A second problem is the changing character of those seeking high public office. In the age of the internet and 24-hour news there seems to be more interest in the expressive possibilities of serving in public office than actually doing the work of governing.  The requirements to continually raise campaign funds and screen time are all-consuming.

In the lore of Congress there has always been an expectation that the “show horses” would sometimes win out over the “work horses.”  A retired Lyndon Johnson once complained to a CBS producer about the “pretty boys” created by the growth of television.  The former Senate Majority leader’s point was that visual media gave rise to a new breed of members more interested in the theater of politics than finding ways to bridge differences.

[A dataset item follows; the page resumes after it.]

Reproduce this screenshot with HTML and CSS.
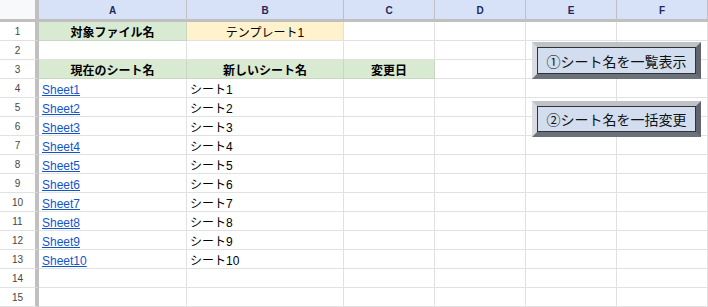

Congress is simply the best example of the price we can pay when the rewards of public performance are greater than those of private negotiation.  So it offers some cautionary reminders to the rest of us working in complex bureaucracies. First, we can’t afford to isolate ourselves from others we expect to sign on to our initiatives. Leading  effectively still means using communication to build and sustain relations with those who have different views.  In addition, since its a solid axiom that we more easily find comity in small groups, trying to forge leadership from large bodies needs to be seen for the problem it frequently is: the organizational equivalent of trying to get even a few dozen college professors to form a single straight line.